03. Cria um sistema de governança estatal da Internet: a Grande Rede nasceu da Arpanet, a rede do Departamento de Defesa do governo americano, mas amadureceu e migrou gradualmente para a iniciativa privada, criando-se um modelo governança multissetorial, envolvendo, em escala mundial, a ICANN, o IETF, o W3C e outros grupos e entidades. Esse modelo foi seguido pelo Brasil com a criação do Comitê Gestor da Internet (CGI.br).
Pois bem, o PL 2630 é um retrocesso: estabelece o “Conselho de Transparência e Responsabilidade da Internet” (arts. 26 a 30), a ser criado pelo Congresso Nacional, com uma série de atribuições muito semelhantes ao do CGI.br. Mas o legislador foi além, e, em um momento de empolgação, definiu que esse “Conselho de Sábios da Internet Brasileira” pode, veja só, “elaborar e sugerir código de conduta a redes sociais e serviços de mensageria privada (…) dispondo sobre fenômenos relevantes no uso de plataformas por terceiros, incluindo, no mínimo, desinformação, discurso de incitação à violência, ataques à honra e intimidação vexatória” (art. 26, II).
O PL 2630, tal como está, representa o momento social e político que estamos vivenciando, com a proliferação de normas que demonstram a interferência exacerbada do Estado na iniciativa privada e a clara intenção de impor mecanismos legais de controle da liberdade de expressão na internet.

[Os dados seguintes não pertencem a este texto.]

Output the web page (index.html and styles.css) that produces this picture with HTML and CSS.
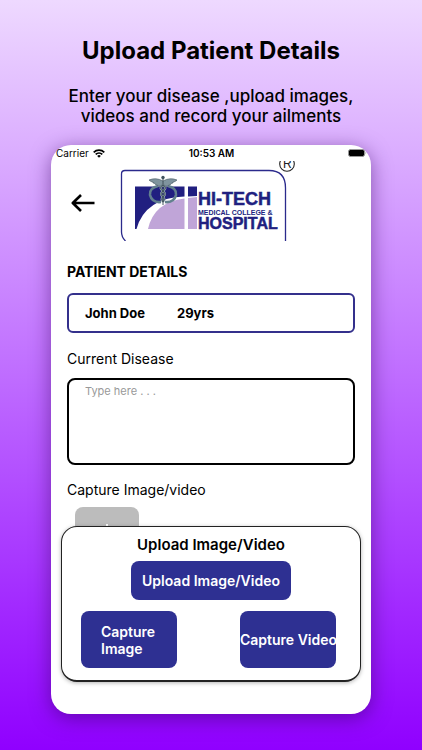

Analisando o PL das Fake News (parte 2)
Continuando a série de textos sobre a PL das Fake News (PL 2630), eu gostaria de comentar sobre o art. 10, que estabelece o dever dos serviços “mensageria privada”[1] de armazenar as informações relativas às “mensagens veiculadas em encaminhamento em massa”.
E o que seriam “mensagens veiculadas em encaminhamento em massa”? Spam? Correntes de oração?
Na verdade, o legislador trouxe um conceito matemático, digno de normas tributárias: é o envio de uma mesma mensagem por mais de 5 usuários, no período de 15 dias, para grupos ou listas de usuários (§1º).
Por qual razão escolheram esses critérios? Jamais saberemos.
E o referido dever consiste no armazenamento não das mensagens, mas dos seus metadados, ou seja, das informações que as individualizam, como o usuário (por meio do seu número de telefone, login ou email de cadastro), a data e hora de encaminhamento e o quantitativo total de destinatários (§2º).
Esse dever de guarda de informações está restrito às mensagens que atinjam mais de mil usuários (§4º), e o seu uso será apenas para a responsabilização pelo encaminhamento de ilícitos (possivelmente na seara eleitoral), e na persecução penal, exigindo prévia ordem judicial para se acessar tais informações (§3º)
Na realidade, o legislador estabeleceu um dever de monitoramento dos usuários, estabelecendo, como atitude suspeita, a grande aceitação de um determinado conteúdo.
Os indivíduos que possuírem um discurso popular na praça das ideias digitais será recompensado pelo Estado com o seu “fichamento”.
Além de uma violação às liberdades democráticas mais importantes,, o referido monitoramento, trazido como justificativa para se identificar a autoria das fake news, em pouco contribui para a investigação.
Nada impede que uma mensagem de fake news tenha pouco engajamento, ou que sofra diversas alterações no seu reencaminhamento, o que dificultaria o monitoramento.
Se o PL dispensa a necessidade de armazenamento dos metadados nos casos em que a quantidade de destinatários seja inferior a mil usuários, como já foi dito, fica evidente que os provedores deverão monitorar constantemente TODOS os seus usuários, para verificar, assim, o alcance de suas mensagens.
A grande ironia é que esse PL se autointitula de “Lei Brasileira de Liberdade, Responsabilidade e Transparência na Internet”.